▸ TASK INSTRUCTIONS
Your task is to reproduce, verbatim and without pictures, the lines from the opening of the listing through the line containing "const [citizen, setCitizen]".

▸ RECORDS PROVIDED
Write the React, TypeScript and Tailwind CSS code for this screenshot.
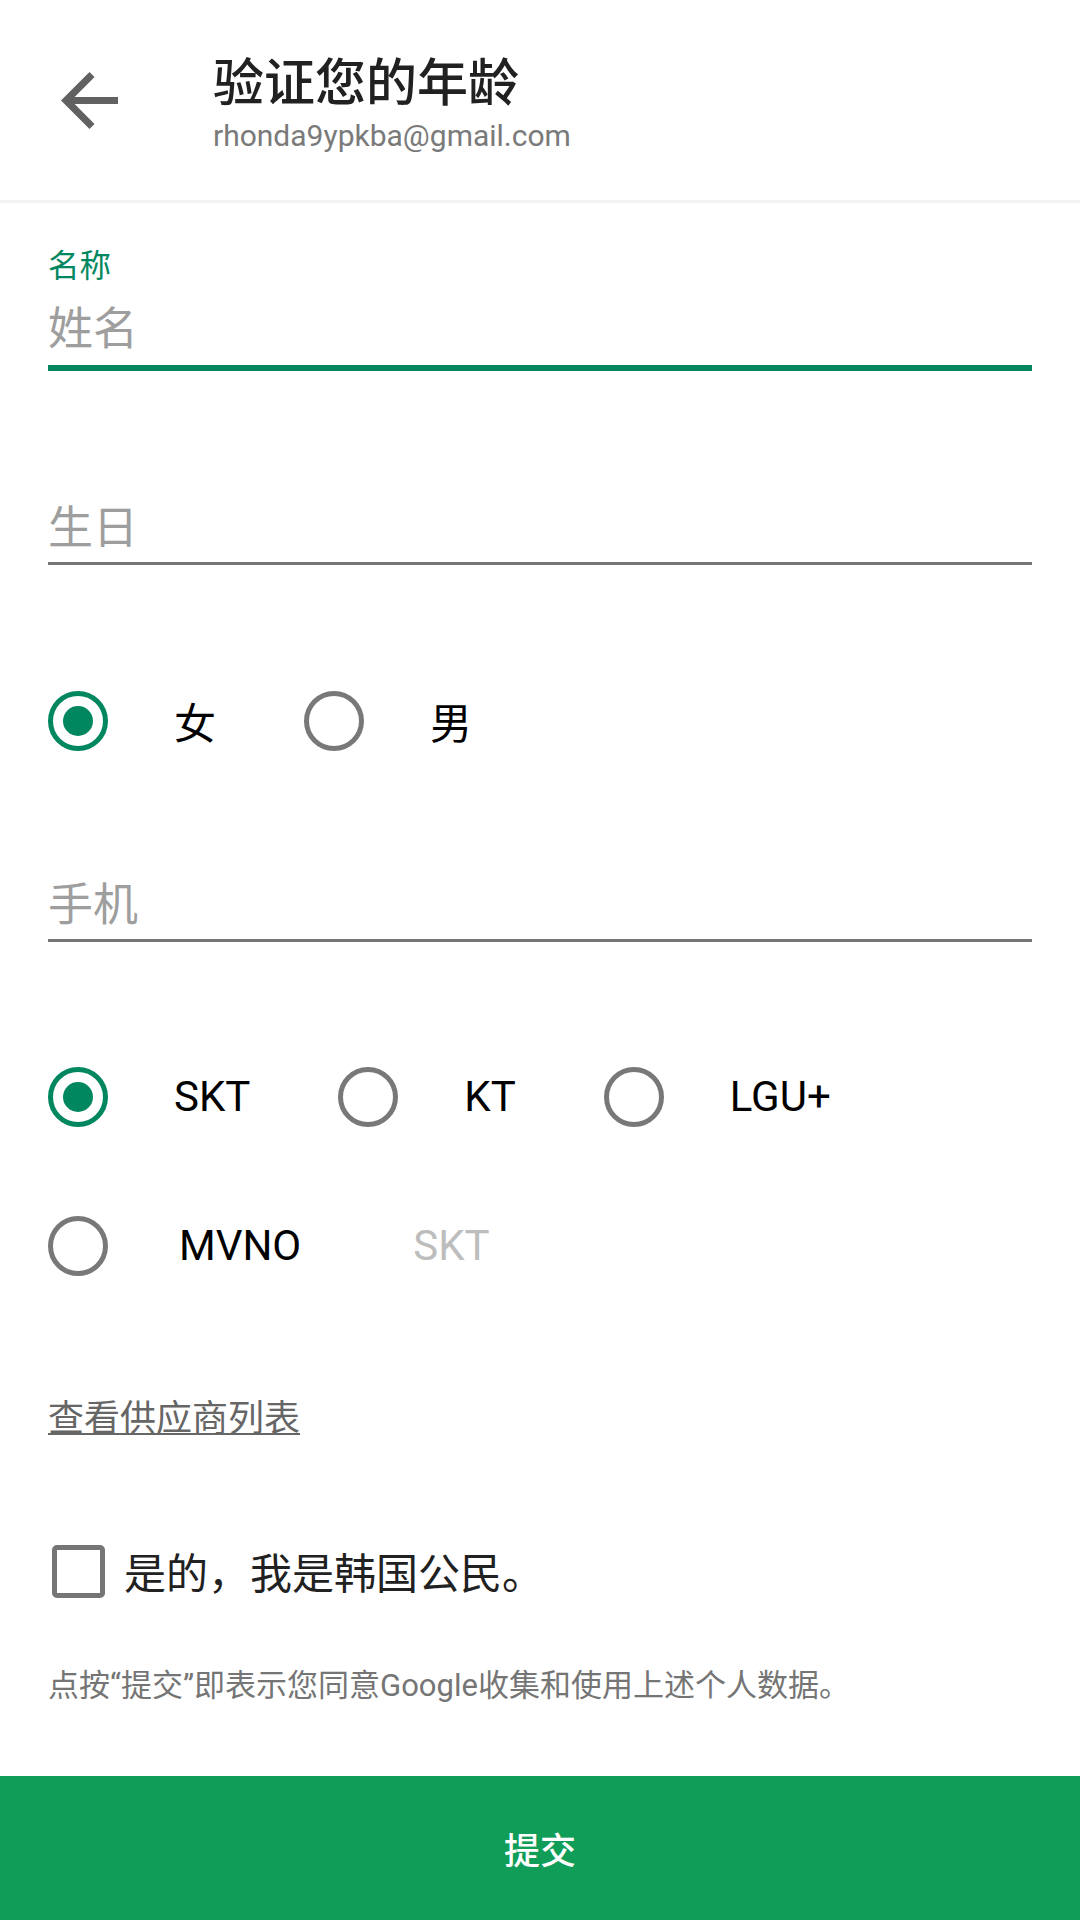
import { useState } from "react";

const cjk = "font-['Noto_Sans_CJK_SC',sans-serif]";
const latin = "font-['Roboto','Noto_Sans_CJK_SC',sans-serif]";

function Radio({ checked }: { checked: boolean }) {
  return (
    <span
      className={
        checked
          ? "flex h-[60px] w-[60px] shrink-0 items-center justify-center rounded-full border-[5px] border-[#01875f]"
          : "flex h-[60px] w-[60px] shrink-0 items-center justify-center rounded-full border-[5px] border-[#787878]"
      }
    >
      {checked && <span className="h-[30px] w-[30px] rounded-full bg-[#01875f]" />}
    </span>
  );
}

function RadioItem({
  label,
  checked,
  onClick,
  first,
  latinText,
}: {
  label: string;
  checked: boolean;
  onClick: () => void;
  first?: boolean;
  latinText?: boolean;
}) {
  return (
    <button
      onClick={onClick}
      className={first ? "flex items-center" : "ml-[88px] flex items-center"}
    >
      <Radio checked={checked} />
      <span
        className={
          (latinText ? latin : cjk) +
          " ml-[66px] text-[42px] leading-[42px] text-black"
        }
      >
        {label}
      </span>
    </button>
  );
}

function App() {
  const [gender, setGender] = useState("女");
  const [carrier, setCarrier] = useState("SKT");
  const [citizen, setCitizen] = useState(false);

  return (
    <div className="flex h-[1920px] w-[1080px] flex-col bg-white">
      {/* header */}
      <div className="flex h-[203px] shrink-0 items-center border-b-[3px] border-[#f2f2f2]">
        <svg
          viewBox="4 4 16 16"
          className="ml-[61px] h-[57px] w-[57px] shrink-0"
          fill="#616161"
        >
          <path d="M20 11H7.83l5.59-5.59L12 4l-8 8 8 8 1.41-1.41L7.83 13H20v-2z" />
        </svg>
        <div className="ml-[95px] mt-[4px] flex flex-col">
          <span className={cjk + " text-[51px] leading-[60px] font-medium text-[#212121]"}>
            验证您的年龄
          </span>
          <span className={latin + " mt-[7px] text-[30px] leading-[40px] text-[#7a7a7a]"}>
            rhonda9ypkba@gmail.com
          </span>
        </div>
      </div>

      {/* form */}
      <div className="flex flex-col px-[48px]">
        <span className={cjk + " mt-[40px] text-[31.5px] leading-[40px] text-[#01875f]"}>
          名称
        </span>
        <span className={cjk + " mt-[13px] text-[45px] leading-[60px] text-[#9e9e9e]"}>
          姓名
        </span>
        <div className="mt-[9px] h-[6px] bg-[#01875f]" />

        <span className={cjk + " mt-[124px] text-[45px] leading-[60px] text-[#9e9e9e]"}>
          生日
        </span>
        <div className="mt-[7px] h-[3px] bg-[#757575]" />

        <div className="mt-[116px] flex h-[80px] items-center">
          <RadioItem first label="女" checked={gender === "女"} onClick={() => setGender("女")} />
          <RadioItem label="男" checked={gender === "男"} onClick={() => setGender("男")} />
        </div>

        <span className={cjk + " mt-[111px] text-[45px] leading-[60px] text-[#9e9e9e]"}>
          手机
        </span>
        <div className="mt-[7px] h-[3px] bg-[#757575]" />

        <div className="mt-[115px] flex h-[80px] items-center">
          {["SKT", "KT", "LGU+"].map((c, i) => (
            <RadioItem
              key={c}
              first={i === 0}
              latinText
              label={c}
              checked={carrier === c}
              onClick={() => setCarrier(c)}
            />
          ))}
        </div>

        <div className="mt-[69px] flex h-[80px] items-center">
          <button onClick={() => setCarrier("MVNO")} className="flex items-center">
            <Radio checked={carrier === "MVNO"} />
            <span className={latin + " ml-[71px] text-[42px] leading-[42px] text-black"}>
              MVNO
            </span>
          </button>
          <span className={latin + " ml-[112px] text-[42px] leading-[42px] text-[#bdbdbd]"}>
            SKT
          </span>
        </div>

        <a
          className={
            cjk +
            " mt-[104px] self-start text-[36px] leading-[50px] text-[#666666] underline decoration-[2px] underline-offset-[2px]"
          }
        >
          查看供应商列表
        </a>

        <div className="mt-[101px] flex h-[60px] items-center">
          <button
            onClick={() => setCitizen(!citizen)}
            className="ml-[4px] flex h-[53px] w-[53px] shrink-0 items-center justify-center rounded-[5px] border-[5px] border-[#757575]"
          >
            {citizen && <span className="h-[25px] w-[25px] bg-[#757575]" />}
          </button>
          <span className={cjk + " ml-[19px] text-[42px] leading-[42px] text-[#212121]"}>
            是的，我是韩国公民。
          </span>
        </div>

        <span className={latin + " mt-[65px] text-[31px] leading-[40px] text-[#757575]"}>
          点按“提交”即表示您同意Google收集和使用上述个人数据。
        </span>
      </div>

      <button
        className={
          cjk +
          " mt-auto flex h-[144px] w-full shrink-0 items-center justify-center bg-[#0f9d58] text-[36px] font-medium text-white"
        }
      >
        提交
      </button>
    </div>
  );
}

export default App;
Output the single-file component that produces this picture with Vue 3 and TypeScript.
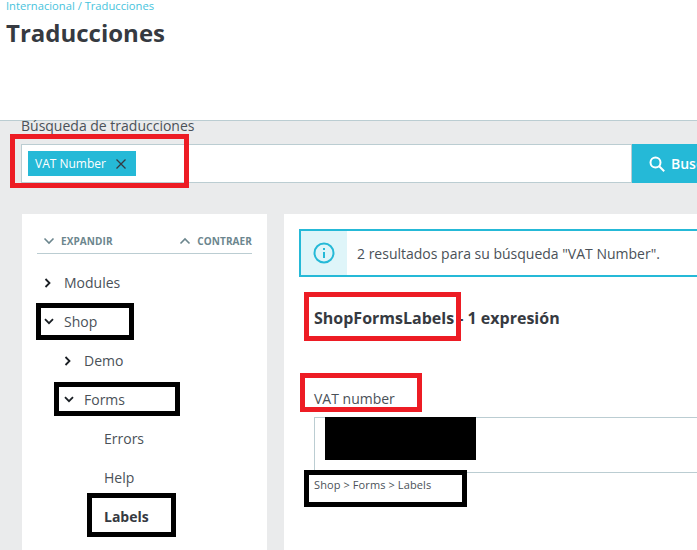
<script setup lang="ts">
interface TreeRow {
  label: string
  depth: number
  icon: 'right' | 'down' | 'none'
  bold?: boolean
}

const rows: TreeRow[] = [
  { label: 'Modules', depth: 0, icon: 'right' },
  { label: 'Shop', depth: 0, icon: 'down' },
  { label: 'Demo', depth: 1, icon: 'right' },
  { label: 'Forms', depth: 1, icon: 'down' },
  { label: 'Errors', depth: 2, icon: 'none' },
  { label: 'Help', depth: 2, icon: 'none' },
  { label: 'Labels', depth: 2, icon: 'none', bold: true },
]

const marks = [
  { kind: 'red', left: 10, top: 134, width: 179, height: 54 },
  { kind: 'red', left: 304, top: 292, width: 157, height: 49 },
  { kind: 'red', left: 300, top: 373, width: 122, height: 39 },
  { kind: 'black', left: 36, top: 303, width: 98, height: 37 },
  { kind: 'black', left: 54, top: 382, width: 126, height: 34 },
  { kind: 'black', left: 87, top: 493, width: 89, height: 44 },
  { kind: 'black', left: 304, top: 470, width: 163, height: 37 },
]
</script>

<template>
  <div class="page">
    <header class="head">
      <div class="crumbs">Internacional / Traducciones</div>
      <h1 class="title">Traducciones</h1>
    </header>

    <section class="search">
      <div class="search-label">Búsqueda de traducciones</div>
      <div class="search-row">
        <div class="search-input">
          <span class="tag">
            VAT Number
            <svg class="tag-x" width="12" height="12" viewBox="0 0 12 12" fill="none" stroke="#363a41" stroke-width="1.3">
              <path d="M1.5 1.5l9 9M10.5 1.5l-9 9" />
            </svg>
          </span>
        </div>
        <div class="search-btn">
          <svg width="16" height="16" viewBox="0 0 16 16" fill="none" stroke="#fff" stroke-width="2">
            <circle cx="6.5" cy="6.5" r="5" />
            <path d="M10.2 10.2l5 5" />
          </svg>
          <span>Buscar</span>
        </div>
      </div>
    </section>

    <div class="columns">
      <aside class="side">
        <div class="tools">
          <span class="tool">
            <svg width="12" height="8" viewBox="0 0 12 8" fill="none" stroke="#6c868e" stroke-width="1.6">
              <path d="M1.5 1.5l4.5 4.5 4.5-4.5" />
            </svg>
            EXPANDIR
          </span>
          <span class="tool">
            <svg width="12" height="8" viewBox="0 0 12 8" fill="none" stroke="#6c868e" stroke-width="1.6">
              <path d="M1.5 6.5l4.5-4.5 4.5 4.5" />
            </svg>
            CONTRAER
          </span>
        </div>
        <ul class="tree">
          <li v-for="row in rows" :key="row.label" class="row" :class="['depth-' + row.depth, { bold: row.bold }]">
            <span class="chev">
              <svg v-if="row.icon === 'right'" width="8" height="10" viewBox="0 0 8 10" fill="none" stroke="#1a1f24" stroke-width="1.8">
                <path d="M1.5 1l4 4-4 4" />
              </svg>
              <svg v-else-if="row.icon === 'down'" width="10" height="7" viewBox="0 0 10 7" fill="none" stroke="#1a1f24" stroke-width="1.8">
                <path d="M1 1.2l4 4 4-4" />
              </svg>
            </span>
            {{ row.label }}
          </li>
        </ul>
      </aside>

      <main class="main">
        <div class="alert">
          <div class="alert-icon">
            <svg width="22" height="22" viewBox="0 0 22 22" fill="none" stroke="#25b9d7" stroke-width="2">
              <circle cx="11" cy="11" r="9.5" />
              <path d="M11 10v6M11 6v2" />
            </svg>
          </div>
          <div class="alert-text">2 resultados para su búsqueda "VAT Number".</div>
        </div>
        <h2 class="domain">ShopFormsLabels - 1 expresión</h2>
        <div class="expr-label">VAT number</div>
        <div class="expr-box">
          <div class="redaction"></div>
        </div>
        <div class="expr-path">Shop &gt; Forms &gt; Labels</div>
      </main>
    </div>

    <div
      v-for="m in marks"
      :key="m.left + '-' + m.top"
      class="mark"
      :class="m.kind"
      :style="{ left: m.left + 'px', top: m.top + 'px', width: m.width + 'px', height: m.height + 'px' }"
    ></div>
  </div>
</template>

<style>
html, body { margin: 0; overflow: hidden; }
</style>

<style scoped>
.page {
  position: relative;
  width: 697px;
  height: 550px;
  overflow: hidden;
  background: #eaebec;
  font-family: "Open Sans", "Liberation Sans", sans-serif;
  color: #4a5158;
}
.head {
  box-sizing: border-box;
  height: 121px;
  background: #fff;
  border-bottom: 1px solid #bbcdd2;
  padding-left: 6px;
}
.crumbs {
  font-size: 11.2px;
  line-height: 11px;
  color: #25b9d7;
  opacity: 0.85;
  white-space: nowrap;
}
.title {
  margin: 9px 0 0;
  font-size: 24px;
  line-height: 26px;
  font-weight: 700;
  color: #363a41;
}
.search { padding-left: 21px; }
.search-label {
  font-size: 14px;
  line-height: 10px;
  height: 23px;
  white-space: nowrap;
}
.search-row { display: flex; width: 740px; height: 39px; }
.search-input {
  box-sizing: border-box;
  flex: 0 0 611px;
  background: #fff;
  border: 1px solid #bbcdd2;
  padding: 6px;
}
.tag {
  display: flex;
  align-items: center;
  width: 108px;
  height: 25px;
  box-sizing: border-box;
  padding-left: 7px;
  background: #25b9d7;
  color: #fff;
  font-size: 12px;
  white-space: nowrap;
}
.tag-x { margin-left: 9px; }
.search-btn {
  flex: 1;
  display: flex;
  align-items: center;
  gap: 6px;
  padding-left: 17px;
  background: #25b9d7;
  color: #fff;
  font-size: 14px;
  font-weight: 600;
}
.columns {
  display: flex;
  gap: 17px;
  padding: 31px 0 0 22px;
  width: 900px;
  height: 336px;
}
.side {
  flex: 0 0 245px;
  box-sizing: border-box;
  background: #fff;
  padding: 0 15px;
}
.tools {
  display: flex;
  justify-content: space-between;
  height: 40px;
  box-sizing: border-box;
  border-bottom: 1px solid #bbcdd2;
  padding: 21px 0 0 6px;
}
.tool {
  display: flex;
  align-items: center;
  gap: 6px;
  height: 12px;
  font-size: 10px;
  letter-spacing: 0.1px;
  font-weight: 700;
  color: #6c868e;
  white-space: nowrap;
}
.tree { list-style: none; margin: 9px 0 0; padding: 0; }
.row {
  display: flex;
  align-items: center;
  height: 39px;
  font-size: 14px;
}
.bold { font-weight: 700; color: #363a41; }
.chev {
  display: flex;
  justify-content: flex-start;
  align-items: center;
  width: 20px;
  margin-left: 7px;
}
.depth-1 { padding-left: 20px; }
.depth-2 { padding-left: 40px; }
.main {
  flex: 0 0 500px;
  box-sizing: border-box;
  background: #fff;
  padding: 15px;
}
.alert {
  display: flex;
  height: 48px;
  box-sizing: border-box;
  border: 2px solid #25b9d7;
}
.alert-icon {
  flex: 0 0 46px;
  display: flex;
  align-items: center;
  justify-content: center;
  background: #dff5f9;
}
.alert-text {
  display: flex;
  align-items: center;
  padding-left: 10px;
  font-size: 14px;
  white-space: nowrap;
}
.domain {
  margin: 27px 0 0 15px;
  font-size: 16px;
  line-height: 28px;
  font-weight: 700;
  color: #363a41;
  white-space: nowrap;
}
.expr-label {
  margin: 57px 0 0 15px;
  font-size: 14px;
  line-height: 20px;
}
.expr-box {
  box-sizing: border-box;
  margin: 8px 0 0 15px;
  height: 56px;
  border: 1px solid #bbcdd2;
  border-right: none;
  padding-left: 10px;
}
.redaction { width: 151px; height: 43px; background: #000; margin-top: -1px; }
.expr-path {
  margin: 4px 0 0 15px;
  font-size: 11px;
  letter-spacing: 0.1px;
  line-height: 16px;
  white-space: nowrap;
}
.mark { position: absolute; box-sizing: border-box; pointer-events: none; }
.mark.red { border: 5px solid #ed1c24; }
.mark.black { border: 5px solid #000; }
</style>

▸ ANSWER IN FULL
Write the React, TypeScript and Tailwind CSS code for this screenshot.
import { useState } from "react";

const cjk = "font-['Noto_Sans_CJK_SC',sans-serif]";
const latin = "font-['Roboto','Noto_Sans_CJK_SC',sans-serif]";

function Radio({ checked }: { checked: boolean }) {
  return (
    <span
      className={
        checked
          ? "flex h-[60px] w-[60px] shrink-0 items-center justify-center rounded-full border-[5px] border-[#01875f]"
          : "flex h-[60px] w-[60px] shrink-0 items-center justify-center rounded-full border-[5px] border-[#787878]"
      }
    >
      {checked && <span className="h-[30px] w-[30px] rounded-full bg-[#01875f]" />}
    </span>
  );
}

function RadioItem({
  label,
  checked,
  onClick,
  first,
  latinText,
}: {
  label: string;
  checked: boolean;
  onClick: () => void;
  first?: boolean;
  latinText?: boolean;
}) {
  return (
    <button
      onClick={onClick}
      className={first ? "flex items-center" : "ml-[88px] flex items-center"}
    >
      <Radio checked={checked} />
      <span
        className={
          (latinText ? latin : cjk) +
          " ml-[66px] text-[42px] leading-[42px] text-black"
        }
      >
        {label}
      </span>
    </button>
  );
}

function App() {
  const [gender, setGender] = useState("女");
  const [carrier, setCarrier] = useState("SKT");
  const [citizen, setCitizen] = useState(false);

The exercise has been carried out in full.